» BRIEF
Nothing after the line with "lines: [string, string][];" belongs in the copy; extract the lines below from the top through that line, pictures left out.

» COLLECTED MATERIAL

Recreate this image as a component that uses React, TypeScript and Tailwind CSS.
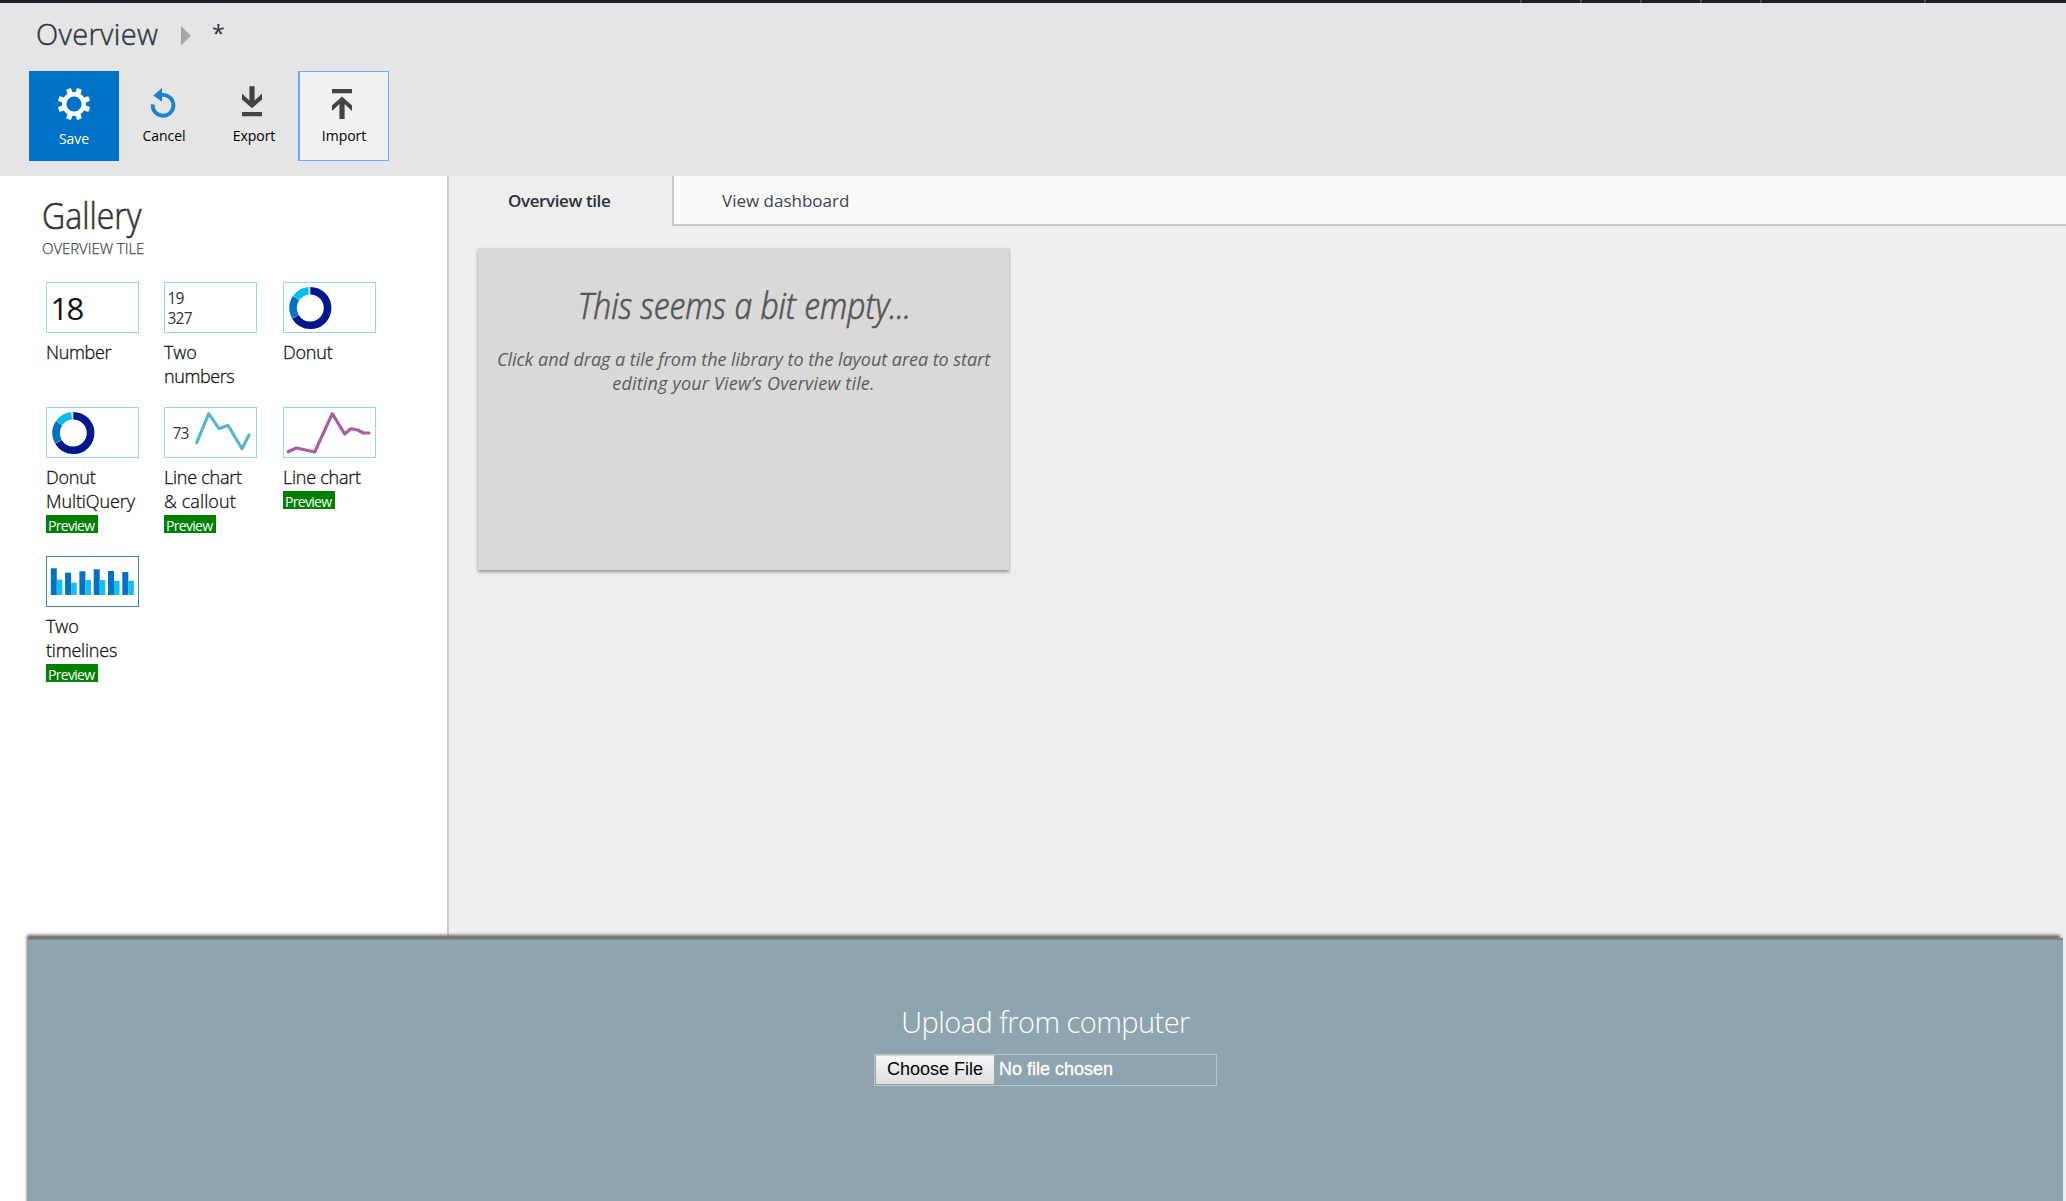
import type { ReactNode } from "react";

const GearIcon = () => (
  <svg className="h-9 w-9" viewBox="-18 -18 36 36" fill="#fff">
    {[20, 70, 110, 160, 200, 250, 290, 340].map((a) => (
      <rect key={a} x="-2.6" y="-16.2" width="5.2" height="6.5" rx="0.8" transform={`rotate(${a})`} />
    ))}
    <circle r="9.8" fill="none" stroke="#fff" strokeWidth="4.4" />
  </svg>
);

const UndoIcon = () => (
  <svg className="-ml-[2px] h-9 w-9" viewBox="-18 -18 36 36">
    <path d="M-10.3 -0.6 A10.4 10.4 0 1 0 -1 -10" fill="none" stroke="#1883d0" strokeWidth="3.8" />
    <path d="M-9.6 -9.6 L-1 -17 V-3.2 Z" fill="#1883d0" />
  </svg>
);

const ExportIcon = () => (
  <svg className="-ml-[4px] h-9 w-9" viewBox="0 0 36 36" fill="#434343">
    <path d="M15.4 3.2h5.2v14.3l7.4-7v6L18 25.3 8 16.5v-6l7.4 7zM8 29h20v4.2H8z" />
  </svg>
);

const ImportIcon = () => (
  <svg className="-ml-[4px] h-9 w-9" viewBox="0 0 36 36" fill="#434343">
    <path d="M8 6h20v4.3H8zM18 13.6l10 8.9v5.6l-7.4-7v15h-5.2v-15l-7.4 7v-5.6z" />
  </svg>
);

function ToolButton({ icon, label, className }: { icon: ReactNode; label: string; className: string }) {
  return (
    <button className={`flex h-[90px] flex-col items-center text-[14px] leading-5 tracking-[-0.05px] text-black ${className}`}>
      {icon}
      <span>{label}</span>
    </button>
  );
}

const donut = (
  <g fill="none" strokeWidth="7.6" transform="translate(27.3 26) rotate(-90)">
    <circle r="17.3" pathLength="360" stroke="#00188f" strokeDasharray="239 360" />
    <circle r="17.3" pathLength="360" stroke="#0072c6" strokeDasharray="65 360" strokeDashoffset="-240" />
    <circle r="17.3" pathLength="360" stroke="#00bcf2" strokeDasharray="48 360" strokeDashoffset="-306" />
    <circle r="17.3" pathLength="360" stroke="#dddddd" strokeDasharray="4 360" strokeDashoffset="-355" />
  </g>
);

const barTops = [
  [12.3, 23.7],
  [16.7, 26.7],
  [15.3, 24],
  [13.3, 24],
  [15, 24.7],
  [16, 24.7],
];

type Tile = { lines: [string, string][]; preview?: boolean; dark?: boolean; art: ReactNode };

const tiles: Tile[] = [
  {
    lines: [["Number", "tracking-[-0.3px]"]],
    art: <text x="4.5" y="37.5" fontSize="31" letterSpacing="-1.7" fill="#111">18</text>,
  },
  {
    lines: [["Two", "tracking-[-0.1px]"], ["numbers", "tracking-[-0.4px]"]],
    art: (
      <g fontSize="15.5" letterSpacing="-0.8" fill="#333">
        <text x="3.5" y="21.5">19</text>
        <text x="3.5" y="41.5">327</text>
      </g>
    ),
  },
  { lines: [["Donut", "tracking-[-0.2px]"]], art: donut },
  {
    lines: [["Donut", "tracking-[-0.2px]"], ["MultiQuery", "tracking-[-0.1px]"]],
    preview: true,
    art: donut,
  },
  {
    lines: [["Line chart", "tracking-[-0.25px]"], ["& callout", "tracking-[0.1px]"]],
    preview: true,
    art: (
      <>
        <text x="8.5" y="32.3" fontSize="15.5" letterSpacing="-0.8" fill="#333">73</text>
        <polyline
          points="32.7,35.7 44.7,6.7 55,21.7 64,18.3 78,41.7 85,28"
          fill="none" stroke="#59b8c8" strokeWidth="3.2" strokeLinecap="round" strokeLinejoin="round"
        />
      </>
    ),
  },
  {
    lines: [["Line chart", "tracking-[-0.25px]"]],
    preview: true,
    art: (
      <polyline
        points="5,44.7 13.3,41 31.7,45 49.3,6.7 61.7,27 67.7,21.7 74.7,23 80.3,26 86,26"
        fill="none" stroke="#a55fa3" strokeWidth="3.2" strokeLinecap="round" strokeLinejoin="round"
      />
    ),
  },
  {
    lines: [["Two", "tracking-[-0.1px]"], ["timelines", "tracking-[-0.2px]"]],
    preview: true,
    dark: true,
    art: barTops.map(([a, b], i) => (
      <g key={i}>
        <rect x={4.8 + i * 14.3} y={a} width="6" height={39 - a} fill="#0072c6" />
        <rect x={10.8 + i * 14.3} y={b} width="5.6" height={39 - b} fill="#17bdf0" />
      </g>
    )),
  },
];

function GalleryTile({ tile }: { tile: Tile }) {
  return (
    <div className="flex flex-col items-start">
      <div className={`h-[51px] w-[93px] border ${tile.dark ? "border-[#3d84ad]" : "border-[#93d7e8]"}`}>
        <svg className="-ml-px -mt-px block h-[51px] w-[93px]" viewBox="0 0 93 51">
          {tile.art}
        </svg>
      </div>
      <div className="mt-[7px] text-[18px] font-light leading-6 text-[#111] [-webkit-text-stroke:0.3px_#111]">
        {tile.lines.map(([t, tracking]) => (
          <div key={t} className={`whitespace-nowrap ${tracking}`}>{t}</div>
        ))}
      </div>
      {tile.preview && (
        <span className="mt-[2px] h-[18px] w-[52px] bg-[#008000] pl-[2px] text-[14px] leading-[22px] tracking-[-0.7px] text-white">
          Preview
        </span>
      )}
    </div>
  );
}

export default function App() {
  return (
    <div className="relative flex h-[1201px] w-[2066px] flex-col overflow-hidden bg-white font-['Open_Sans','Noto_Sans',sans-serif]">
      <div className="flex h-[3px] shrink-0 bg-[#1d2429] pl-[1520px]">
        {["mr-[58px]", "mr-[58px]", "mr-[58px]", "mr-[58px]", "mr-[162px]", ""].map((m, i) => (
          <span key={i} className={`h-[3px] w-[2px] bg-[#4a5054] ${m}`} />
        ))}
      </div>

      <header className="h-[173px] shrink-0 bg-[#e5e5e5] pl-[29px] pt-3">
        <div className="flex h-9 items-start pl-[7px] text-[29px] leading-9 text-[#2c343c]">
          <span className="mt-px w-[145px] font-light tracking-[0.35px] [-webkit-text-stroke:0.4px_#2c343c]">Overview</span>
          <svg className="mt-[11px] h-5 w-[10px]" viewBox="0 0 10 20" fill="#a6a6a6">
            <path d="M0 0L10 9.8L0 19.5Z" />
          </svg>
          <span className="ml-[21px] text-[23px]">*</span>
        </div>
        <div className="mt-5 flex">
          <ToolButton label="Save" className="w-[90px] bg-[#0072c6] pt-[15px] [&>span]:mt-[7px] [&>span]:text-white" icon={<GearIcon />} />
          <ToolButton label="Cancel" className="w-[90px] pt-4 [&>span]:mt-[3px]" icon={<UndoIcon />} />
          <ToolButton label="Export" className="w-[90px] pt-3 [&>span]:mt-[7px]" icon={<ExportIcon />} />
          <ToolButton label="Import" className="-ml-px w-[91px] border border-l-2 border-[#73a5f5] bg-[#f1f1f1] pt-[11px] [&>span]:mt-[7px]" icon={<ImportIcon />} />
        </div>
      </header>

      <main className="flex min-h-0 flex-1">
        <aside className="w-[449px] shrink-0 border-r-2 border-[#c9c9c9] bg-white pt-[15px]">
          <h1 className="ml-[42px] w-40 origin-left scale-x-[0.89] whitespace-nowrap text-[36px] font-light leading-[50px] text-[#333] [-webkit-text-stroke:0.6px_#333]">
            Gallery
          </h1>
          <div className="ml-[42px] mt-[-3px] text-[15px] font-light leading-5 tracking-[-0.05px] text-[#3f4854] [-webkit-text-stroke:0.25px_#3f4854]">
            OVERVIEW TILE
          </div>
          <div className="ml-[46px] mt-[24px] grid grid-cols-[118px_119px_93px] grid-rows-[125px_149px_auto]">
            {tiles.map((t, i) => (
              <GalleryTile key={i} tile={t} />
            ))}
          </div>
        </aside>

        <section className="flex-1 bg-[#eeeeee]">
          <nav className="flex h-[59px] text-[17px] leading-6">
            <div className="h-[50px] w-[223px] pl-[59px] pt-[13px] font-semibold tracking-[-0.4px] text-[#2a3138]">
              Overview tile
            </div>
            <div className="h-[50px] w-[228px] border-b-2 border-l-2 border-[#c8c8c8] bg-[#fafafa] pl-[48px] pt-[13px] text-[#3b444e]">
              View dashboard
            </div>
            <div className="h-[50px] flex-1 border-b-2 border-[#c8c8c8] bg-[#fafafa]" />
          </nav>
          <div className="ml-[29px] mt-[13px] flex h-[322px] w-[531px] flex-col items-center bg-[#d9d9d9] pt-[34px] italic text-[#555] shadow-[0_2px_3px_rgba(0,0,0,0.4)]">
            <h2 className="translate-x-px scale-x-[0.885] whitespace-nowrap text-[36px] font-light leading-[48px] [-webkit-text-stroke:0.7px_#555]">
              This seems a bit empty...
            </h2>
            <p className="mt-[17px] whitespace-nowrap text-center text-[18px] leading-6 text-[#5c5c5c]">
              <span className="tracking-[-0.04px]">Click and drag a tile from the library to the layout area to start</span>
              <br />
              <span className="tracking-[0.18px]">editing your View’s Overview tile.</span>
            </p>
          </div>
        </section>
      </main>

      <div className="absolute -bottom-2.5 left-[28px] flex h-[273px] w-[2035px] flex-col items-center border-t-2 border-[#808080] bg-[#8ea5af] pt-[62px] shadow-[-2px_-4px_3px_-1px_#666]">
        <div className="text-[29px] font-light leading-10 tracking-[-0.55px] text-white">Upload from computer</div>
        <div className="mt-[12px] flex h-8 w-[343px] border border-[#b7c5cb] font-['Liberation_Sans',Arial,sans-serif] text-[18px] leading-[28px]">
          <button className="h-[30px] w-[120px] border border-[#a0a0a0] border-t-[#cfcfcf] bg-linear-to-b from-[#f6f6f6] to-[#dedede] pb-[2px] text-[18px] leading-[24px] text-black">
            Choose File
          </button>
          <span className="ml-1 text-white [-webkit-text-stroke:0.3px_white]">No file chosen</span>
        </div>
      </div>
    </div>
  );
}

» TASK OUTPUT
Recreate this image as a component that uses React, TypeScript and Tailwind CSS.
import type { ReactNode } from "react";

const GearIcon = () => (
  <svg className="h-9 w-9" viewBox="-18 -18 36 36" fill="#fff">
    {[20, 70, 110, 160, 200, 250, 290, 340].map((a) => (
      <rect key={a} x="-2.6" y="-16.2" width="5.2" height="6.5" rx="0.8" transform={`rotate(${a})`} />
    ))}
    <circle r="9.8" fill="none" stroke="#fff" strokeWidth="4.4" />
  </svg>
);

const UndoIcon = () => (
  <svg className="-ml-[2px] h-9 w-9" viewBox="-18 -18 36 36">
    <path d="M-10.3 -0.6 A10.4 10.4 0 1 0 -1 -10" fill="none" stroke="#1883d0" strokeWidth="3.8" />
    <path d="M-9.6 -9.6 L-1 -17 V-3.2 Z" fill="#1883d0" />
  </svg>
);

const ExportIcon = () => (
  <svg className="-ml-[4px] h-9 w-9" viewBox="0 0 36 36" fill="#434343">
    <path d="M15.4 3.2h5.2v14.3l7.4-7v6L18 25.3 8 16.5v-6l7.4 7zM8 29h20v4.2H8z" />
  </svg>
);

const ImportIcon = () => (
  <svg className="-ml-[4px] h-9 w-9" viewBox="0 0 36 36" fill="#434343">
    <path d="M8 6h20v4.3H8zM18 13.6l10 8.9v5.6l-7.4-7v15h-5.2v-15l-7.4 7v-5.6z" />
  </svg>
);

function ToolButton({ icon, label, className }: { icon: ReactNode; label: string; className: string }) {
  return (
    <button className={`flex h-[90px] flex-col items-center text-[14px] leading-5 tracking-[-0.05px] text-black ${className}`}>
      {icon}
      <span>{label}</span>
    </button>
  );
}

const donut = (
  <g fill="none" strokeWidth="7.6" transform="translate(27.3 26) rotate(-90)">
    <circle r="17.3" pathLength="360" stroke="#00188f" strokeDasharray="239 360" />
    <circle r="17.3" pathLength="360" stroke="#0072c6" strokeDasharray="65 360" strokeDashoffset="-240" />
    <circle r="17.3" pathLength="360" stroke="#00bcf2" strokeDasharray="48 360" strokeDashoffset="-306" />
    <circle r="17.3" pathLength="360" stroke="#dddddd" strokeDasharray="4 360" strokeDashoffset="-355" />
  </g>
);

const barTops = [
  [12.3, 23.7],
  [16.7, 26.7],
  [15.3, 24],
  [13.3, 24],
  [15, 24.7],
  [16, 24.7],
];

type Tile = { lines: [string, string][]; preview?: boolean; dark?: boolean; art: ReactNode };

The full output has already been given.